I think it's very different from the halting problem because there is no perfect solution (like there is with "either the problem halts or it does not"). A self-driving car just needs to be good enough, where "good enough" means X% more reliable than the average human driver.

I personally am terrified of human drivers and will not walk close to the edge of a road because I don't trust them to be paying attention. As shown recently, self-driving cars appear to not yet be at that level (though I don't know the numbers - perhaps they are).

When self-driving cars reliably have same-or-few accidents per year (by volume) then I think they can claim "Full Self-Driving".

What's really scary about self-driving cars is that defects can be global.

One software bug can make every Tesla go into casual murder mode on a similar piece of road.

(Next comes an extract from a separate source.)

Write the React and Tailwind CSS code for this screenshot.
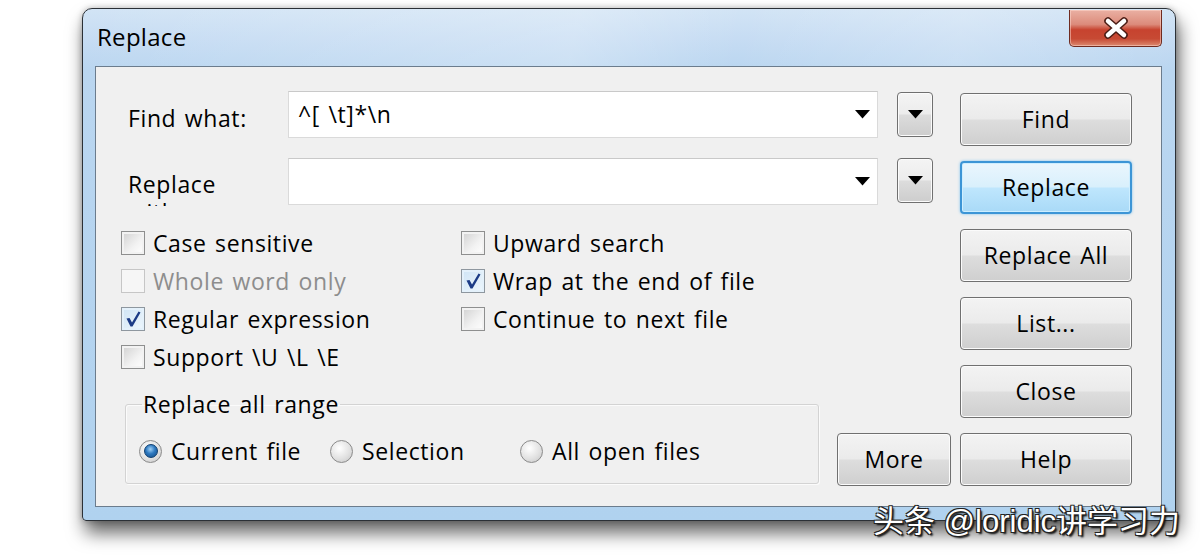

Humans write the software the power those self driving cars... was it an error that always repeated it self or did only happen every billion iterations? I’m all for self driving but it’s still horrifying to think of the edge cases with software touching the physical world...
It's moreso the cases where the ML model(s) fail(s) to perform the correct action. Essentially the inputs after being passed through the weighted neural network fail to sum up to the correct number == rip pedestrian/passengers.
No, it isn't related to the halting problem. Sigh.
Right, it's just a plain old unfalsifiable claim. Sure, still pretty fishy but not related to the halting problem.
Eh. The phrase "technically correct" comes to mind. Sure, it won't be formally disproven, but if Tesla doesn't deliver FSD while these cars are on the road, that will definitely (and very rightfully) be seen as an inability to deliver.

Also, I think the conversation about Lidar in this article (and perhaps among some readers here) misses a key point. Elon doesn't think merely that one can build a Level 4 car without Lidar; he thinks it's vastly preferable for a Level 4 car not to have any dependency on Lidar -- not only for cost reasons, but also for performance in degraded atmospheric conditions (rain, snow, fog, etc.). It's a difference in strategy, not merely an attempt to do more with less.

Visibility range and quality of pictures in degraded atmospheric conditions also goes down significantly. Not sure if it can be an argument for Lidar vs Cameras discussion.
You used the work Marketing. The moment it is called Autopilot, the general population will believe it is so.

A thousand disclaimers and alerts will not be remembered 10 days later, but the word Autopilot will stick. People hear auto-pilot and they think airplanes flying 100% autonomously (which of course is not the case).

As long as that name stands, people will be doing stupid and dangerous things like watching Harry Potter, or anything-but-looking-at-the-road.

I would call it "enhanced cruise control", but hey, that doesn't sell as much as "Autopilot", does it?

If a human can look at the camera and sensor feeds and drive, to my mind that is a good proof that the car has full self driving capable hardware.